— begin DATASET EXCERPT —
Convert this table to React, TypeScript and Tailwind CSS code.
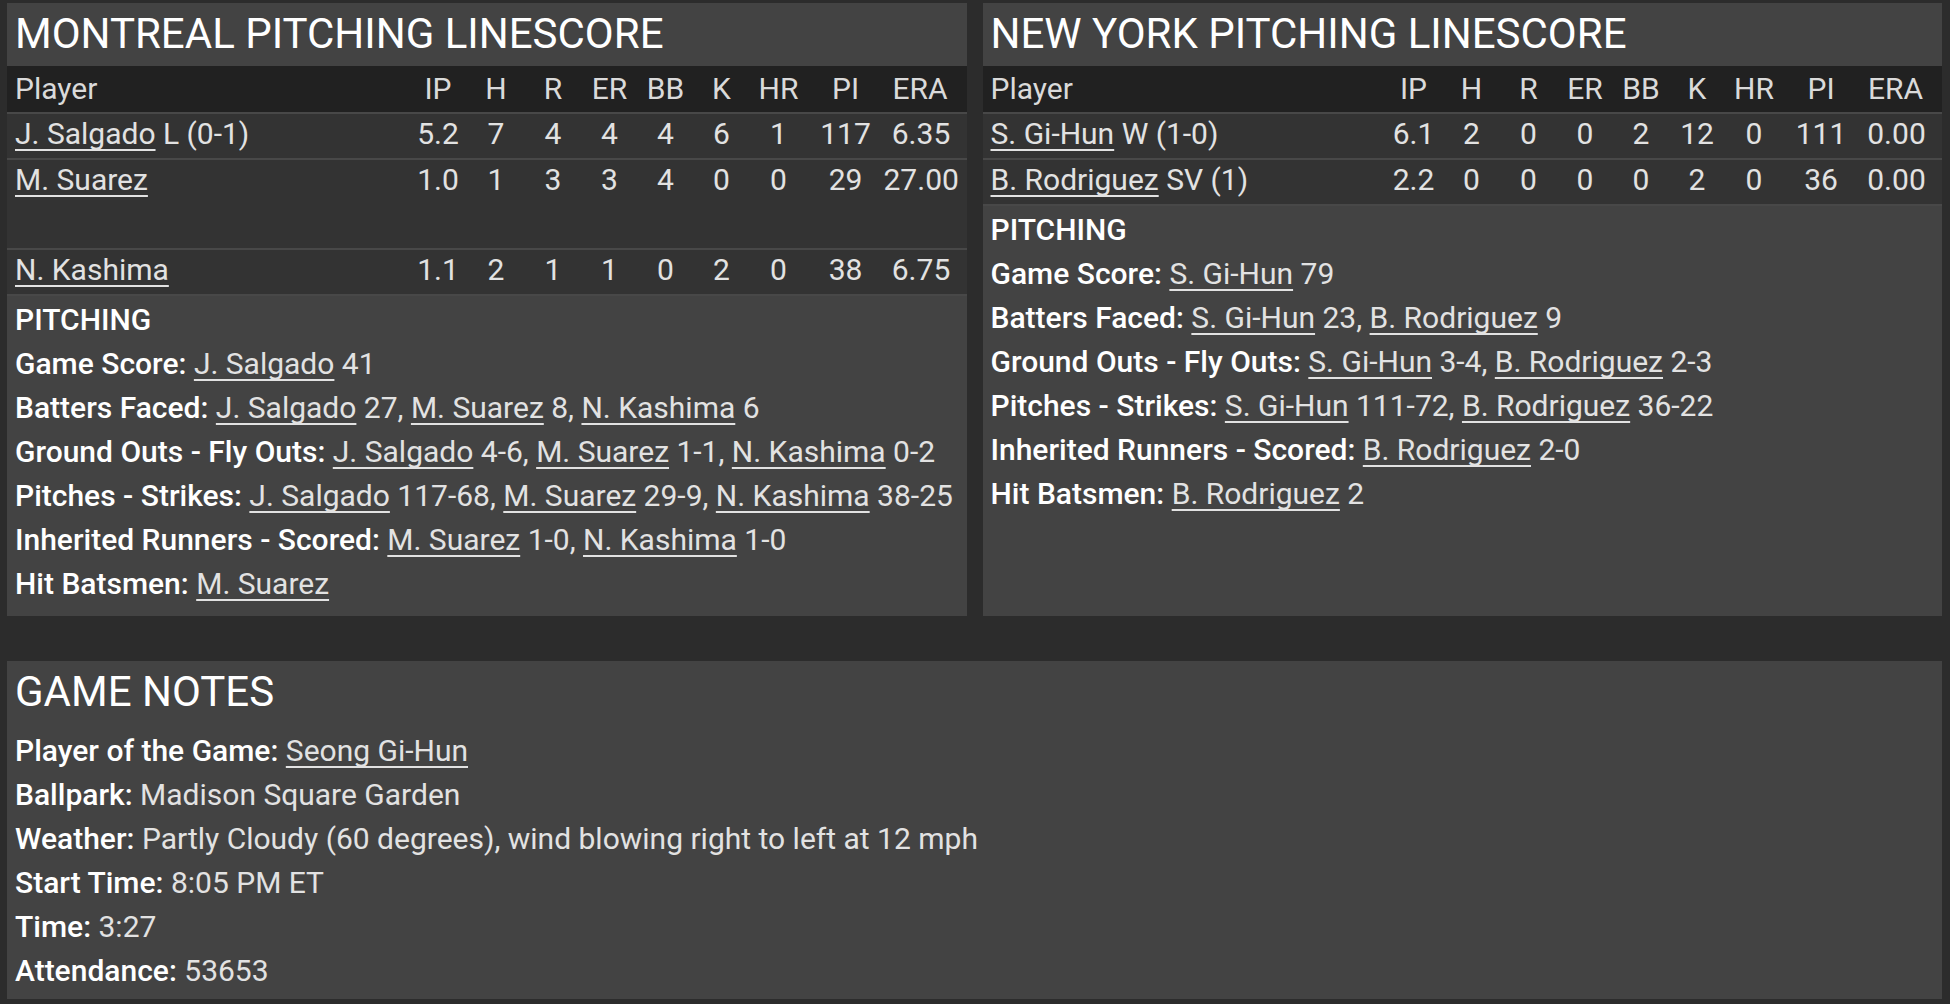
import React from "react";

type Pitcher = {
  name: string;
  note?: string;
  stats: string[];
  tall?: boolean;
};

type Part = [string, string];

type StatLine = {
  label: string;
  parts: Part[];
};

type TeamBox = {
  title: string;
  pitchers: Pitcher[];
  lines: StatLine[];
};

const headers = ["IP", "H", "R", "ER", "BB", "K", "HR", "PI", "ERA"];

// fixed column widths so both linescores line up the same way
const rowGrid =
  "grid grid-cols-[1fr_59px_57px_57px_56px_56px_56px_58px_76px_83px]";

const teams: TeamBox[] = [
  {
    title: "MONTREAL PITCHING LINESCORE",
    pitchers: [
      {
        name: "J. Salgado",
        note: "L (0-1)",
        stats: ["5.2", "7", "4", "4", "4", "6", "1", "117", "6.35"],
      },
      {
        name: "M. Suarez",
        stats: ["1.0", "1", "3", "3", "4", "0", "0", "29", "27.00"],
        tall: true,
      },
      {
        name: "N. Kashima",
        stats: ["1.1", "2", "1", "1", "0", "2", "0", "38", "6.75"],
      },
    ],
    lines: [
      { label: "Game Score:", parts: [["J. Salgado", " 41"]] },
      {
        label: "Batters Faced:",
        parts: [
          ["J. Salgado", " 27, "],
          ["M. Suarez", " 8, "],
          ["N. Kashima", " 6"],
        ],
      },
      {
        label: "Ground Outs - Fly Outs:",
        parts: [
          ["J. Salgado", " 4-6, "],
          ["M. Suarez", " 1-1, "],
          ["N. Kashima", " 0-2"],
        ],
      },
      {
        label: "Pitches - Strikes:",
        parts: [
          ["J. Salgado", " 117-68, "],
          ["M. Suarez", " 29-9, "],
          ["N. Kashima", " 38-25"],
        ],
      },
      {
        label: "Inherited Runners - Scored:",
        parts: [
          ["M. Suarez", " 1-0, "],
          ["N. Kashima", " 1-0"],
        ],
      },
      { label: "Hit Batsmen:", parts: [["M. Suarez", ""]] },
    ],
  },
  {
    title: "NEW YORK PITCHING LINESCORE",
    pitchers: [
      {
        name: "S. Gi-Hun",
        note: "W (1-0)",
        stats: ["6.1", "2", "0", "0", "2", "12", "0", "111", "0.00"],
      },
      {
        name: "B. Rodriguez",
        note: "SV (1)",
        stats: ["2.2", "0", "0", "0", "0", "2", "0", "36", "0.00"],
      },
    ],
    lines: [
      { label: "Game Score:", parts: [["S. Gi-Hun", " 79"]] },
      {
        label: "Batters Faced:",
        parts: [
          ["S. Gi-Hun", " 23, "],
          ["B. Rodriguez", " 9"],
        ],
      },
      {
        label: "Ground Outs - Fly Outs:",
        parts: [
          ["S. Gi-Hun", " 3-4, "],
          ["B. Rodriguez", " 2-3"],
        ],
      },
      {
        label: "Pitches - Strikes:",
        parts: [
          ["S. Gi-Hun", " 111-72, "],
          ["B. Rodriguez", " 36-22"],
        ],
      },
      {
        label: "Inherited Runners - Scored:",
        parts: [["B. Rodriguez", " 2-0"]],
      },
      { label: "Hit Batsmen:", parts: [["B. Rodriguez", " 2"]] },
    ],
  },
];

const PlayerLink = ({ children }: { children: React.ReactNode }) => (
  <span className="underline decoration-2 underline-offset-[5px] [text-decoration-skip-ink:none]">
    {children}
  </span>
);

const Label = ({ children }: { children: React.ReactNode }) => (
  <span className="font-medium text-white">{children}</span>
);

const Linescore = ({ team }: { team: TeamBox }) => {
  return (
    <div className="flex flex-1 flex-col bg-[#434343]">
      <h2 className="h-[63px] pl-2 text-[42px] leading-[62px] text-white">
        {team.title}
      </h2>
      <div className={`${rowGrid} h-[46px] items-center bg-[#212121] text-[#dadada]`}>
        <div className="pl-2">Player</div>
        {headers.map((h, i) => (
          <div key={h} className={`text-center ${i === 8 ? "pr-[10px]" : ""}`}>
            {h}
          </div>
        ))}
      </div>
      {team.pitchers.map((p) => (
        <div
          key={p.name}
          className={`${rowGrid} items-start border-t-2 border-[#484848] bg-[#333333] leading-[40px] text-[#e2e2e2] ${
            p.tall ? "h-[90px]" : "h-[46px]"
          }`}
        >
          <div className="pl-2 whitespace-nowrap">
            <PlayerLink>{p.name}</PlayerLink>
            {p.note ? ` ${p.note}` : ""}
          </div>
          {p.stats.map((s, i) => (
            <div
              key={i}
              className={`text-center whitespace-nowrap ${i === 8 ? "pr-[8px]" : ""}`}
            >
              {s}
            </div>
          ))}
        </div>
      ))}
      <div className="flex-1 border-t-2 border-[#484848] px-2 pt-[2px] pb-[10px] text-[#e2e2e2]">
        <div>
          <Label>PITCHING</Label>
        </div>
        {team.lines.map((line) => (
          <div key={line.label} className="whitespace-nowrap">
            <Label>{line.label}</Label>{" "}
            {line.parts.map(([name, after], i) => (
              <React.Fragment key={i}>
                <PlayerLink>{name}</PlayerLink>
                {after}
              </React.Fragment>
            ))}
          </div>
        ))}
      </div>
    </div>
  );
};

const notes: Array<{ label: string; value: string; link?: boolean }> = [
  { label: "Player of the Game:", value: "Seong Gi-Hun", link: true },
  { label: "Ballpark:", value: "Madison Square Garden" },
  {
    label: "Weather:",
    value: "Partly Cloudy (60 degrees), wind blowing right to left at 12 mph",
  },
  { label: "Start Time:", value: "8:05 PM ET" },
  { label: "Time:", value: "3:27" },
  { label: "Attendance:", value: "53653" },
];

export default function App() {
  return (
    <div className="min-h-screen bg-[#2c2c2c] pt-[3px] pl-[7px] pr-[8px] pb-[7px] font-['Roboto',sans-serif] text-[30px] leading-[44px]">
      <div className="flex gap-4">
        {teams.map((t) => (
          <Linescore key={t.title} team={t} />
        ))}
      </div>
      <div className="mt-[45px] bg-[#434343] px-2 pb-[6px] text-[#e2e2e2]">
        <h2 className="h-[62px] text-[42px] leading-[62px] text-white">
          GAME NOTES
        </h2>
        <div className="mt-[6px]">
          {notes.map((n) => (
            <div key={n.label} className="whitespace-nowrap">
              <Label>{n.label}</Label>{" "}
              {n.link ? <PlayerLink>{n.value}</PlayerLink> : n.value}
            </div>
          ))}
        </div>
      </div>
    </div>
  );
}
— end DATASET EXCERPT —
• AIM OF THE TASK:
Quote all the lines above exactly as given. Do not include the pictures.

• THE REPLY:
Convert this table to React, TypeScript and Tailwind CSS code.
import React from "react";

type Pitcher = {
  name: string;
  note?: string;
  stats: string[];
  tall?: boolean;
};

type Part = [string, string];

type StatLine = {
  label: string;
  parts: Part[];
};

type TeamBox = {
  title: string;
  pitchers: Pitcher[];
  lines: StatLine[];
};

const headers = ["IP", "H", "R", "ER", "BB", "K", "HR", "PI", "ERA"];

// fixed column widths so both linescores line up the same way
const rowGrid =
  "grid grid-cols-[1fr_59px_57px_57px_56px_56px_56px_58px_76px_83px]";

const teams: TeamBox[] = [
  {
    title: "MONTREAL PITCHING LINESCORE",
    pitchers: [
      {
        name: "J. Salgado",
        note: "L (0-1)",
        stats: ["5.2", "7", "4", "4", "4", "6", "1", "117", "6.35"],
      },
      {
        name: "M. Suarez",
        stats: ["1.0", "1", "3", "3", "4", "0", "0", "29", "27.00"],
        tall: true,
      },
      {
        name: "N. Kashima",
        stats: ["1.1", "2", "1", "1", "0", "2", "0", "38", "6.75"],
      },
    ],
    lines: [
      { label: "Game Score:", parts: [["J. Salgado", " 41"]] },
      {
        label: "Batters Faced:",
        parts: [
          ["J. Salgado", " 27, "],
          ["M. Suarez", " 8, "],
          ["N. Kashima", " 6"],
        ],
      },
      {
        label: "Ground Outs - Fly Outs:",
        parts: [
          ["J. Salgado", " 4-6, "],
          ["M. Suarez", " 1-1, "],
          ["N. Kashima", " 0-2"],
        ],
      },
      {
        label: "Pitches - Strikes:",
        parts: [
          ["J. Salgado", " 117-68, "],
          ["M. Suarez", " 29-9, "],
          ["N. Kashima", " 38-25"],
        ],
      },
      {
        label: "Inherited Runners - Scored:",
        parts: [
          ["M. Suarez", " 1-0, "],
          ["N. Kashima", " 1-0"],
        ],
      },
      { label: "Hit Batsmen:", parts: [["M. Suarez", ""]] },
    ],
  },
  {
    title: "NEW YORK PITCHING LINESCORE",
    pitchers: [
      {
        name: "S. Gi-Hun",
        note: "W (1-0)",
        stats: ["6.1", "2", "0", "0", "2", "12", "0", "111", "0.00"],
      },
      {
        name: "B. Rodriguez",
        note: "SV (1)",
        stats: ["2.2", "0", "0", "0", "0", "2", "0", "36", "0.00"],
      },
    ],
    lines: [
      { label: "Game Score:", parts: [["S. Gi-Hun", " 79"]] },
      {
        label: "Batters Faced:",
        parts: [
          ["S. Gi-Hun", " 23, "],
          ["B. Rodriguez", " 9"],
        ],
      },
      {
        label: "Ground Outs - Fly Outs:",
        parts: [
          ["S. Gi-Hun", " 3-4, "],
          ["B. Rodriguez", " 2-3"],
        ],
      },
      {
        label: "Pitches - Strikes:",
        parts: [
          ["S. Gi-Hun", " 111-72, "],
          ["B. Rodriguez", " 36-22"],
        ],
      },
      {
        label: "Inherited Runners - Scored:",
        parts: [["B. Rodriguez", " 2-0"]],
      },
      { label: "Hit Batsmen:", parts: [["B. Rodriguez", " 2"]] },
    ],
  },
];

const PlayerLink = ({ children }: { children: React.ReactNode }) => (
  <span className="underline decoration-2 underline-offset-[5px] [text-decoration-skip-ink:none]">
    {children}
  </span>
);

const Label = ({ children }: { children: React.ReactNode }) => (
  <span className="font-medium text-white">{children}</span>
);

const Linescore = ({ team }: { team: TeamBox }) => {
  return (
    <div className="flex flex-1 flex-col bg-[#434343]">
      <h2 className="h-[63px] pl-2 text-[42px] leading-[62px] text-white">
        {team.title}
      </h2>
      <div className={`${rowGrid} h-[46px] items-center bg-[#212121] text-[#dadada]`}>
        <div className="pl-2">Player</div>
        {headers.map((h, i) => (
          <div key={h} className={`text-center ${i === 8 ? "pr-[10px]" : ""}`}>
            {h}
          </div>
        ))}
      </div>
      {team.pitchers.map((p) => (
        <div
          key={p.name}
          className={`${rowGrid} items-start border-t-2 border-[#484848] bg-[#333333] leading-[40px] text-[#e2e2e2] ${
            p.tall ? "h-[90px]" : "h-[46px]"
          }`}
        >
          <div className="pl-2 whitespace-nowrap">
            <PlayerLink>{p.name}</PlayerLink>
            {p.note ? ` ${p.note}` : ""}
          </div>
          {p.stats.map((s, i) => (
            <div
              key={i}
              className={`text-center whitespace-nowrap ${i === 8 ? "pr-[8px]" : ""}`}
            >
              {s}
            </div>
          ))}
        </div>
      ))}
      <div className="flex-1 border-t-2 border-[#484848] px-2 pt-[2px] pb-[10px] text-[#e2e2e2]">
        <div>
          <Label>PITCHING</Label>
        </div>
        {team.lines.map((line) => (
          <div key={line.label} className="whitespace-nowrap">
            <Label>{line.label}</Label>{" "}
            {line.parts.map(([name, after], i) => (
              <React.Fragment key={i}>
                <PlayerLink>{name}</PlayerLink>
                {after}
              </React.Fragment>
            ))}
          </div>
        ))}
      </div>
    </div>
  );
};

const notes: Array<{ label: string; value: string; link?: boolean }> = [
  { label: "Player of the Game:", value: "Seong Gi-Hun", link: true },
  { label: "Ballpark:", value: "Madison Square Garden" },
  {
    label: "Weather:",
    value: "Partly Cloudy (60 degrees), wind blowing right to left at 12 mph",
  },
  { label: "Start Time:", value: "8:05 PM ET" },
  { label: "Time:", value: "3:27" },
  { label: "Attendance:", value: "53653" },
];

export default function App() {
  return (
    <div className="min-h-screen bg-[#2c2c2c] pt-[3px] pl-[7px] pr-[8px] pb-[7px] font-['Roboto',sans-serif] text-[30px] leading-[44px]">
      <div className="flex gap-4">
        {teams.map((t) => (
          <Linescore key={t.title} team={t} />
        ))}
      </div>
      <div className="mt-[45px] bg-[#434343] px-2 pb-[6px] text-[#e2e2e2]">
        <h2 className="h-[62px] text-[42px] leading-[62px] text-white">
          GAME NOTES
        </h2>
        <div className="mt-[6px]">
          {notes.map((n) => (
            <div key={n.label} className="whitespace-nowrap">
              <Label>{n.label}</Label>{" "}
              {n.link ? <PlayerLink>{n.value}</PlayerLink> : n.value}
            </div>
          ))}
        </div>
      </div>
    </div>
  );
}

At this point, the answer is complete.